Episode #119: Curating the Collaboration between Employers & Providers – with Steven Nelson, President of Contigo

Friends,

Our guest this week, Steve Nelson, takes us on a journey into a new category of company that is curating the collaboration between employers and providers. It’s an incredibly exciting adventure – actually a leap into the world of value-based care. The insights that he shares provides a lens into where healthcare is going – empowering patients & payers to navigate to healthcare that is appropriate, high quality and reliable. Into this mix are enabling technologies that contribute to the value proposition. It’s an incredibly enlightening dialogue – not one you’ll want to miss.

Steven Nelson leads the Contigo Health team as President. He was one of the leaders who initiated Contigo within Premier, a leading hospital supply chain company. Before joining Premier, he served as Vice President of Strategy and Planning and COO of Anthem’s diversified business group. Prior to joining Anthem, Nelson led strategy, product and marketing at Highmark Blue Cross Blue Shield and helped to build Allegheny Health Network, a provider entity consisting of seven hospitals, 2,000 doctors and various other facilities.

In this episode, we’ll discover:

  • The challenge that employers face in understanding and dealing with the staggering costs of healthcare, and how they’re responding.
  • How the ‘Centers of Excellence’ program and network management – which are foundational to employer-based healthcare – are evolving.
  • The use of ‘2nd opinion’ interventions in maintaining high standards of quality in employer healthcare navigation offerings.
  • How Contigo is convening local collaborations between employers, healthcare systems & health plans – and creating vertical ecosystems with numerous other enabling partners.

One of the revealing insights that Steve shares during the interview is that the purpose of Centers of Excellence (COE) is not necessarily to drive costs down; but instead, to drive value up!  For years, I’ve heard the concern that bundled payments are a ‘race-to-the-bottom’. Steve reframes them as a ‘race-to-the-top’. The value of these COE’s is NOT that they provide a lower unit price for heart surgery or joint replacement. The value is that they don’t perform unnecessary procedures. They provide an overall bundle of care that is of higher quality, safety and legitimacy. I underscore this because we know that a significant percentage of procedures and surgeries performed in this country are unnecessary, thereby subjecting the American public & employees to unnecessary harm & costs. In fact, the Lown Institute just published a report demonstrating that over 60% of hysterectomies and nearly 25% of cardiac arterial stenting procedures were unnecessary. This was a 2-year Medicare study of 3100 hospitals which discovered that older Americans were subjected to over 1,000,000 unnecessary tests & procedures. Within that were 200,000 cardiac stent procedures that fell into the category of ‘overuse’.
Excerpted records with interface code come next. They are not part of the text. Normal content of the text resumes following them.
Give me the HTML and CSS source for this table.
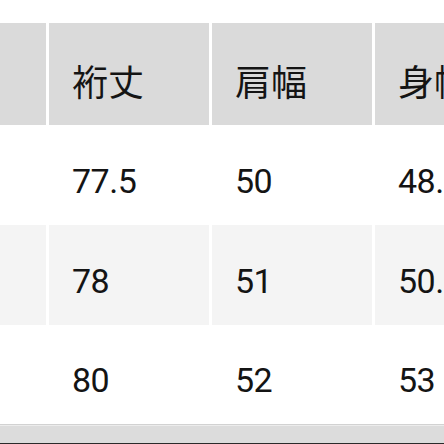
FILE: index.html
```html
<!DOCTYPE html>
<html lang="ja">
<head>
<meta charset="utf-8">
<link rel="stylesheet" href="styles.css">
</head>
<body>
<div class="page">
  <div class="table">
    <div class="cell head"></div>
    <div class="cell head">裄丈</div>
    <div class="cell head">肩幅</div>
    <div class="cell head">身幅</div>

    <div class="cell row"></div>
    <div class="cell row">77.5</div>
    <div class="cell row">50</div>
    <div class="cell row">48.5</div>

    <div class="cell row alt"></div>
    <div class="cell row alt">78</div>
    <div class="cell row alt">51</div>
    <div class="cell row alt">50.5</div>

    <div class="cell row"></div>
    <div class="cell row">80</div>
    <div class="cell row">52</div>
    <div class="cell row">53</div>
  </div>
  <div class="bar"></div>
</div>
</body>
</html>
```
FILE: styles.css
```css
html, body {
  margin: 0;
  padding: 0;
  background: #ffffff;
  overflow: hidden;
}
.page {
  width: 444px;
  height: 444px;
  overflow: hidden;
  padding-top: 23px;
  box-sizing: border-box;
  display: flex;
  flex-direction: column;
}
.table {
  display: grid;
  grid-template-columns: repeat(4, 160px);
  grid-template-rows: 102px 100px 100px 99px;
  column-gap: 3px;
  margin-left: -114px;
  width: 700px;
}
.cell {
  display: flex;
  align-items: center;
  padding-left: 23px;
  box-sizing: border-box;
  font-family: Roboto, "Noto Sans CJK JP", sans-serif;
  color: #141414;
  line-height: 1;
  white-space: nowrap;
}
.head {
  background: #dadada;
  font-size: 36px;
  padding-top: 12px;
  font-family: "Noto Sans CJK JP", sans-serif;
}
.row {
  background: #ffffff;
  font-size: 34px;
  letter-spacing: -0.5px;
  padding-top: 11px;
}
.alt {
  background: #f4f4f4;
}
.bar {
  height: 20px;
  box-sizing: border-box;
  background: #dcdcdc;
  border-top: 1px solid #d2d2d2;
  box-shadow: inset 0 1px 0 #ececec;
  border-bottom: 1px solid #2a2a2a;
}
```
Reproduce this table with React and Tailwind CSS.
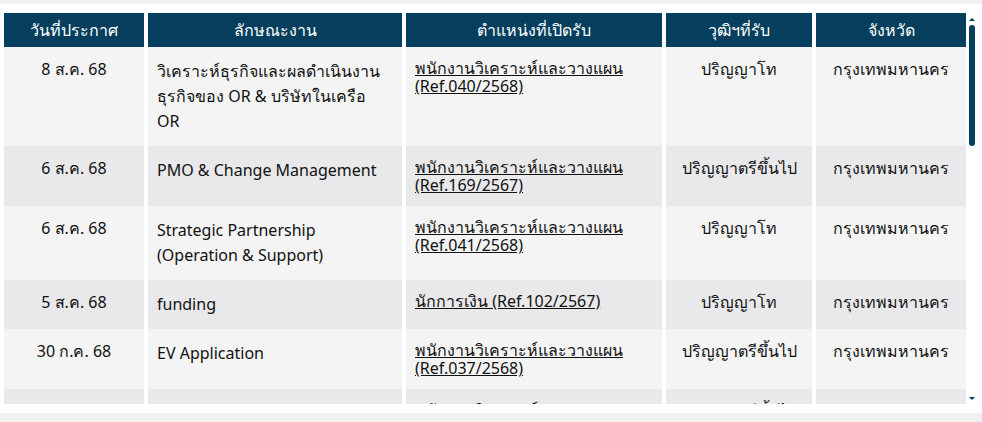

Core to Contigo’s approach is that they convene and coordinate local collaborations between employers and healthcare systems. Not only are they convening, but they are optimizing care through: (1) standardized, high reliability, bundled pathways in specialty areas; (2) providing physicians with clinical decision support tools, best practice alerts and patient benefits information; (3) assisting employees in navigating to and accessing high quality care; and (4) using both clinical data, claims data, and advanced analytics to identify patients at risk. Contigo is also bringing health plans into this ecosystem, as well as in numerous enabling technology vendors.

What I find encouraging is that Contigo is not alone in creating a more integrated, seamless value-based system of care. While many healthcare systems across the country are hedging their bets and responding as if fundamental transformation is not around the corner, this movement of direct-to-employer curators & navigators is leading and catalyzing the transformation to assure that patients receive the right care. In 2020, over two-thirds of large employers were steering, or planning to steer, their employees to Centers of Excellence. There is little doubt that employers will continue to play an increasing role as a major market force pulling us toward value-based payment & care. As healthcare becomes less affordable for the majority of Americans, we are rapidly reaching a tipping point, or perhaps more like a boiling point. This does not seem like the type of bet any healthcare stakeholder should be hedging.